Your goal:
Search the listing below for the word "component" and copy each line that holds it.

START Input material

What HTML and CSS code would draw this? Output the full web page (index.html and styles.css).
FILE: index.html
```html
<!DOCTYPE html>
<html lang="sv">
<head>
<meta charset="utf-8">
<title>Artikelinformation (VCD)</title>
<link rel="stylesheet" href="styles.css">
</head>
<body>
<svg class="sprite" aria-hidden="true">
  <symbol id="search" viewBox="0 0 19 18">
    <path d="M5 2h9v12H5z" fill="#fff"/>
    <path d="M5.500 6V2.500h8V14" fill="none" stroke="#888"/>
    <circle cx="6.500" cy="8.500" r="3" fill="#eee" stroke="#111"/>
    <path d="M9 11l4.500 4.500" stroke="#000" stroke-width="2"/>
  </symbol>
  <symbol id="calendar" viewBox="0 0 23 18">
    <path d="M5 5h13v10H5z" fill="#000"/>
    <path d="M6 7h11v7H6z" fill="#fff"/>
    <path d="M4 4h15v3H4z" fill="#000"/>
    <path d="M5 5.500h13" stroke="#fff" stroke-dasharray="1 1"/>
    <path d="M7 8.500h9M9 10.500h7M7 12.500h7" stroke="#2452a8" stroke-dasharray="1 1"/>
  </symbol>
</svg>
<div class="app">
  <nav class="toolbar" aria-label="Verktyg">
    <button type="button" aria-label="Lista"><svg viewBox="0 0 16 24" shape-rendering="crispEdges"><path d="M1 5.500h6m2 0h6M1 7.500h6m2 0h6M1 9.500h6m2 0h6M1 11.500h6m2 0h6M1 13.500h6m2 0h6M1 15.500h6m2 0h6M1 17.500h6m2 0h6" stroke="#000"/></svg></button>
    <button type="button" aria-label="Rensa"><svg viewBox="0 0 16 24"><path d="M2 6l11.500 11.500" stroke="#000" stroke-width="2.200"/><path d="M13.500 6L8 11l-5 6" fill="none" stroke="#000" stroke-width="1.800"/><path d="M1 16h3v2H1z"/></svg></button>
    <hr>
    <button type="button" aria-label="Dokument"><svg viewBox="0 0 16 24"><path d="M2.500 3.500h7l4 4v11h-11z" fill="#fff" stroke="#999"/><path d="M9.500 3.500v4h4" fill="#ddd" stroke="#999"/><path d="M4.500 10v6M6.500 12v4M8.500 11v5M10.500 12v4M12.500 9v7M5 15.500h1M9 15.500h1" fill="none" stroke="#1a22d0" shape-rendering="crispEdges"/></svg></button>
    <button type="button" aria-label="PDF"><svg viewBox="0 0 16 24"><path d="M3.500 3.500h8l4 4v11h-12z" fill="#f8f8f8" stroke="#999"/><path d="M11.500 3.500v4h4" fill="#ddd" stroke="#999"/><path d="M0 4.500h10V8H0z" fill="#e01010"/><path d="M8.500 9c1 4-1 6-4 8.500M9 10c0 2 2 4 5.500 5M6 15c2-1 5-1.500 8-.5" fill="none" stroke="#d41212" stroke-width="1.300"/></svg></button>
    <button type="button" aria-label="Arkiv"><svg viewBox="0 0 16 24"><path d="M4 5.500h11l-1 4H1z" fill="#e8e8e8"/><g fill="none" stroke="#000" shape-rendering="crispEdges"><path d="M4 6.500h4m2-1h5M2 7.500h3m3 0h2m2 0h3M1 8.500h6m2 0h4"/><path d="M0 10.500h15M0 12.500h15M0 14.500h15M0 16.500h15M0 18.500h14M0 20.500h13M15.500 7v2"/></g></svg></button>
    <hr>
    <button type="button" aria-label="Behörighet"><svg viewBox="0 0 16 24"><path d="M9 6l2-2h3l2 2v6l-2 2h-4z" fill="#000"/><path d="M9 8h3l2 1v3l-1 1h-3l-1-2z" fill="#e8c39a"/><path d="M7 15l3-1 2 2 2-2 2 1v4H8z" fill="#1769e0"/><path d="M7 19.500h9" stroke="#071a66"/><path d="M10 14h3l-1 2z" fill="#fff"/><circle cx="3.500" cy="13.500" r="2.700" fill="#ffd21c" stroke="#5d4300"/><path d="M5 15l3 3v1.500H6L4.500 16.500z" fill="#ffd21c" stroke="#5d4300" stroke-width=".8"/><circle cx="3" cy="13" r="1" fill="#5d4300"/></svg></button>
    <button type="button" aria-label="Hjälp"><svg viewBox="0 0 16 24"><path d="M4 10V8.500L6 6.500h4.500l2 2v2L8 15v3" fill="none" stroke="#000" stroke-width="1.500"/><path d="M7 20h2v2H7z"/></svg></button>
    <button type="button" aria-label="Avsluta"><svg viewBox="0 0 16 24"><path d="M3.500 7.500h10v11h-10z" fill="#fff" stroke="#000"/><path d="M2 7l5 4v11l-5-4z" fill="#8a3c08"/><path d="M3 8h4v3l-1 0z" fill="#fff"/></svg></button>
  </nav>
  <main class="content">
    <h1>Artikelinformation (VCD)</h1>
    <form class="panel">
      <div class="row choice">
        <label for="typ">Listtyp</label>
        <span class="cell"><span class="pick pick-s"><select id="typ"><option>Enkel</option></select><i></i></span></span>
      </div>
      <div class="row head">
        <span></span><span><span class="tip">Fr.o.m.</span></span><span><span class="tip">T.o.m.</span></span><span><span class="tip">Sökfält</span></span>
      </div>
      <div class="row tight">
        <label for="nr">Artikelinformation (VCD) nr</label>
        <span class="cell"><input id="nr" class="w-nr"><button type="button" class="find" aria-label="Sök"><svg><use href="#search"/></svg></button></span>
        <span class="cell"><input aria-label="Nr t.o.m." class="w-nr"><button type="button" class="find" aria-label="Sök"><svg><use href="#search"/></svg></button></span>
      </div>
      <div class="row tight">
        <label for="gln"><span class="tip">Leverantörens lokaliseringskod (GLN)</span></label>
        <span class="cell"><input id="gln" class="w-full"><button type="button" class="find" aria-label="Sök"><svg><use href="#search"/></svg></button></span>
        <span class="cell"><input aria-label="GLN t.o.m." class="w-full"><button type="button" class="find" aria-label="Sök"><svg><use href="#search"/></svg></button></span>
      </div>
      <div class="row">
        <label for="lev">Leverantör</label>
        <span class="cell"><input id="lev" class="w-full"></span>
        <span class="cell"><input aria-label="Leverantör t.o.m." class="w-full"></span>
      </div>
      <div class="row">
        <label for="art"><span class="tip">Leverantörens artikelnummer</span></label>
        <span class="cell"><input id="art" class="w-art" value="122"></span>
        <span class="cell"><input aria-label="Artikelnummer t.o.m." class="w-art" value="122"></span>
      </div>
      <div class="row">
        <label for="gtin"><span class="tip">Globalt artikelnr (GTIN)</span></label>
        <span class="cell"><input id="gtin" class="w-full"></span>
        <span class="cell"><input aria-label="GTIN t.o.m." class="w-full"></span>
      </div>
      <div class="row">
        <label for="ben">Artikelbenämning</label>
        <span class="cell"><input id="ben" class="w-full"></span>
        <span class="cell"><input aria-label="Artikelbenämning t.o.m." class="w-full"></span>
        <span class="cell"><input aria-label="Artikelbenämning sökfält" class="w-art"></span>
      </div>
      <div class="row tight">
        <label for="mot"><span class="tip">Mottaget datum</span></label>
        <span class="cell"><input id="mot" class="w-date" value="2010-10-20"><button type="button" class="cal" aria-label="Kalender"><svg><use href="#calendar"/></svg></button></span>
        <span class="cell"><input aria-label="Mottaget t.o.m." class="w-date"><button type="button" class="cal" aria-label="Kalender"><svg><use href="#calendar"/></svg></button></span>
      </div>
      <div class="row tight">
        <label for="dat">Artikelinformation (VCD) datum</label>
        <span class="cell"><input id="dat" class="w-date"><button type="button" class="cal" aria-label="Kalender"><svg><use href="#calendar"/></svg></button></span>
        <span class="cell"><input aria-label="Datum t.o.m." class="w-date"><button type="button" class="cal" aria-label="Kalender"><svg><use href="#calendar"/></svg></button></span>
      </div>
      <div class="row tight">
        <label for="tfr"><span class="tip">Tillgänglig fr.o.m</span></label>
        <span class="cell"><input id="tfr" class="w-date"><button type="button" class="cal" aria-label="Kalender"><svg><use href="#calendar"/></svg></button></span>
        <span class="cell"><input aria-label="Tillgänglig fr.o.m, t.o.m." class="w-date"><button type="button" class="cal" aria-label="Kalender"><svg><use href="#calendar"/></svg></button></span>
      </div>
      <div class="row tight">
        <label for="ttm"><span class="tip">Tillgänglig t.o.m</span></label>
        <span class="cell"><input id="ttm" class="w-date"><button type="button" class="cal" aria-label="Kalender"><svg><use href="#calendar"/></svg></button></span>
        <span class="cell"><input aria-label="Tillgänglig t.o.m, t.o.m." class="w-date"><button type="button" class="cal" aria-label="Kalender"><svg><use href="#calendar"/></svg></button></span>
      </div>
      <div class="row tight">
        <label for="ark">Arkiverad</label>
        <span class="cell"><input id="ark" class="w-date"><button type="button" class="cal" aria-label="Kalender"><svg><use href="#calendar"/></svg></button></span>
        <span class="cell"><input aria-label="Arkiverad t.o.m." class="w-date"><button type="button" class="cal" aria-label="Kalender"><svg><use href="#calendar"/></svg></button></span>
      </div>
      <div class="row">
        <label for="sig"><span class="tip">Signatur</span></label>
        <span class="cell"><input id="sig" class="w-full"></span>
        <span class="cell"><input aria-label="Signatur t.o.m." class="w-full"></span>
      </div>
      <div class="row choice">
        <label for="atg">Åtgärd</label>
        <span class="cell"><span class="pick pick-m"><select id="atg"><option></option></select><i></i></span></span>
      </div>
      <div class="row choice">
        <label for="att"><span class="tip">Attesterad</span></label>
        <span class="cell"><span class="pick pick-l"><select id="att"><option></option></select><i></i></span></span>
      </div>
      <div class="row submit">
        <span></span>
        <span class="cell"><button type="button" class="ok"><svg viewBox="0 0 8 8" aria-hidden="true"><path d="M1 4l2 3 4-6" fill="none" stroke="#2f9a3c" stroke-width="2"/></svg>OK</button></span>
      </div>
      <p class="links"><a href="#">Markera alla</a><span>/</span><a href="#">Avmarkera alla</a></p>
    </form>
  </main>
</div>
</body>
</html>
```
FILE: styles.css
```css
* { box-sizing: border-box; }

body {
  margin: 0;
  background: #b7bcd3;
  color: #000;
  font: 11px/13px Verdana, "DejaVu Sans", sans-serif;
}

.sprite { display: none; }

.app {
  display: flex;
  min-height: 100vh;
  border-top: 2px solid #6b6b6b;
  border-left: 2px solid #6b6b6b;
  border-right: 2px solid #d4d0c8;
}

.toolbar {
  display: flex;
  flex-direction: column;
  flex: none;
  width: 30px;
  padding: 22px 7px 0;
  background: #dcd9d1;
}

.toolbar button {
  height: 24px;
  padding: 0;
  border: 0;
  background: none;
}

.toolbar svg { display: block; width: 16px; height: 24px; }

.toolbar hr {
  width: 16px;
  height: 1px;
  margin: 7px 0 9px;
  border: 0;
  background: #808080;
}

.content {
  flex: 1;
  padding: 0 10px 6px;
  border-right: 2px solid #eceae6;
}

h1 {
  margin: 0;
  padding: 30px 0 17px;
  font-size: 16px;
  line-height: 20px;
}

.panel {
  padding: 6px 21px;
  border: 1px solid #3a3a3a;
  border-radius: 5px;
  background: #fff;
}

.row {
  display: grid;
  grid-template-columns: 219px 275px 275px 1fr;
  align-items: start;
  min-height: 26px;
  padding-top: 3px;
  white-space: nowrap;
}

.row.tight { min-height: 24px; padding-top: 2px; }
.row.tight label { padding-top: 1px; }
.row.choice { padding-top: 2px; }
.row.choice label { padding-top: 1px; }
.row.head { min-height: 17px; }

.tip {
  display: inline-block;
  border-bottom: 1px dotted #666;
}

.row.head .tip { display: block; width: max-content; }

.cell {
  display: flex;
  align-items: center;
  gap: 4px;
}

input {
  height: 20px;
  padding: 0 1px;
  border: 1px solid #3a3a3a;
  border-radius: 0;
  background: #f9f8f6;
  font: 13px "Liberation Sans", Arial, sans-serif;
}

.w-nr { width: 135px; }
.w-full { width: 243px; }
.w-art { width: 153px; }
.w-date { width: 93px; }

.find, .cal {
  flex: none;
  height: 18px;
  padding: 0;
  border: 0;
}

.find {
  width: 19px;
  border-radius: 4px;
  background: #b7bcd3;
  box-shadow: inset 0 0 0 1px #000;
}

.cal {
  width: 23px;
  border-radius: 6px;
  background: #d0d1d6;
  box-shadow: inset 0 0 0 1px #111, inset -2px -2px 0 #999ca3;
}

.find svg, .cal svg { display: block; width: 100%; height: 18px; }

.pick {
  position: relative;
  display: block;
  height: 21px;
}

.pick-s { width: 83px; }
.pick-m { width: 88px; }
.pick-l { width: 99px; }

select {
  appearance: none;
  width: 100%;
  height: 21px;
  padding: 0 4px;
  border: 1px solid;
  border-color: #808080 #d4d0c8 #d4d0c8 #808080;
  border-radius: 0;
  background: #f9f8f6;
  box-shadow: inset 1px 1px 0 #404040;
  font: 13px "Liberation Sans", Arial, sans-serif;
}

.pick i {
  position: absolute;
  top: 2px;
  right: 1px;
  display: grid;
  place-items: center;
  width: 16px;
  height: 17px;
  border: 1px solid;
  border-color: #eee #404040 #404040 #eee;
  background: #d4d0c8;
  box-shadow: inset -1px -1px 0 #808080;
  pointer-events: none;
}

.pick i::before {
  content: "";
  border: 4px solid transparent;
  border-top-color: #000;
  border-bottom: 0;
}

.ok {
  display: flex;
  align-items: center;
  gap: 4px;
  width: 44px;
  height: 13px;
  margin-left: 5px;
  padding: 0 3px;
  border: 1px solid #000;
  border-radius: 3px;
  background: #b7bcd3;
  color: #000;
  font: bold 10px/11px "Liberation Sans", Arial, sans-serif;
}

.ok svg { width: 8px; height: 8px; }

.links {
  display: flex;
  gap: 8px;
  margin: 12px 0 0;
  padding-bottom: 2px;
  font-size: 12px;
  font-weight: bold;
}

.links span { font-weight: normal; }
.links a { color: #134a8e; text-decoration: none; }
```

END Input material
START Input material

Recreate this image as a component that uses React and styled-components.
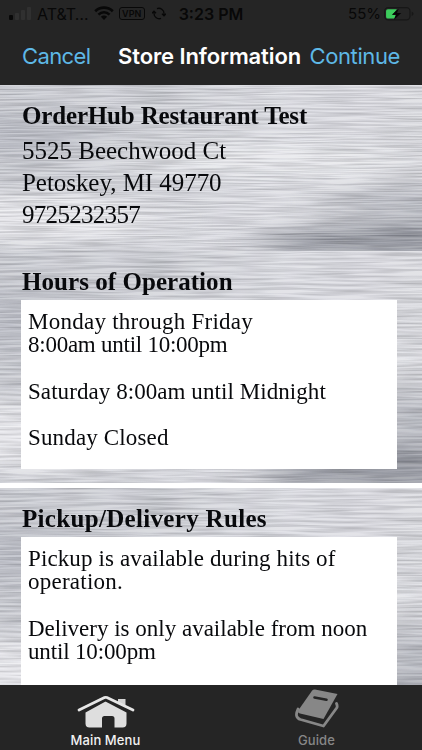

END Input material
START Input material

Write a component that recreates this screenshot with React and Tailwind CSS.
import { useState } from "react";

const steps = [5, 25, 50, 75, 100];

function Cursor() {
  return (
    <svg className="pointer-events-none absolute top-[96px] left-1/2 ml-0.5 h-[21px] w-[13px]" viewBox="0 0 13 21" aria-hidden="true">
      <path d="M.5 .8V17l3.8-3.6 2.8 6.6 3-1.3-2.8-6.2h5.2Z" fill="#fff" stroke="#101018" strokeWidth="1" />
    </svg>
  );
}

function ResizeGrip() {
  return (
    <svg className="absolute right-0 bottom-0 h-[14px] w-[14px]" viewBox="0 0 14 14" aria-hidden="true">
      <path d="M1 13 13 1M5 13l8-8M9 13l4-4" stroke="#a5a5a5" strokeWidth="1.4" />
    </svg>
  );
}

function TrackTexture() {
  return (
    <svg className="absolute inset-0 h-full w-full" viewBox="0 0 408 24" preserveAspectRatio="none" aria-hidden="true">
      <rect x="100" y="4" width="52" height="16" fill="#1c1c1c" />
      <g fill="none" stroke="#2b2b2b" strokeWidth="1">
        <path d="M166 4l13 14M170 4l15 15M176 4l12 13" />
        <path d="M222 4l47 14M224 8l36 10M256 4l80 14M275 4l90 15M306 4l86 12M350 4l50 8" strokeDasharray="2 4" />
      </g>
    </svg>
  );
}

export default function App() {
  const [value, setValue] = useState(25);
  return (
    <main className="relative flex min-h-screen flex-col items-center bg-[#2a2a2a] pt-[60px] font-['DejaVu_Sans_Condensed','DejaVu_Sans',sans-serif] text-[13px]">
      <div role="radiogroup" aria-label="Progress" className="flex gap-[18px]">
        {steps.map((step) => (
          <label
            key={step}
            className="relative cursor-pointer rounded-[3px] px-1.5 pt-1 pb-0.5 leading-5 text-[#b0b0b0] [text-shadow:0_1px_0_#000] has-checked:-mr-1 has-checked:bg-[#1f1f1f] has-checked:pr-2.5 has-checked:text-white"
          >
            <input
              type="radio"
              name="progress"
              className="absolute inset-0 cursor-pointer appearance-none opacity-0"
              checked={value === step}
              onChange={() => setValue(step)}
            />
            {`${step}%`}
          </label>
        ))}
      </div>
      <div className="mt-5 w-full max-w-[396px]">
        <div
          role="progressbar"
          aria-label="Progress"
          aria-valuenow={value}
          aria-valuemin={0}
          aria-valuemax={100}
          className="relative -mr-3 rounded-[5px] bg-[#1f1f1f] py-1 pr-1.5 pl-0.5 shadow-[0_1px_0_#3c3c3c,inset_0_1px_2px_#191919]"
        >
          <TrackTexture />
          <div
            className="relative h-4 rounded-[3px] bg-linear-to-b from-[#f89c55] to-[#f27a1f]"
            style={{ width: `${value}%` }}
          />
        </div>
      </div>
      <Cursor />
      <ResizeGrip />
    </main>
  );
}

END Input material

Exercise solution:
Recreate this image as a component that uses React and styled-components.
Write a component that recreates this screenshot with React and Tailwind CSS.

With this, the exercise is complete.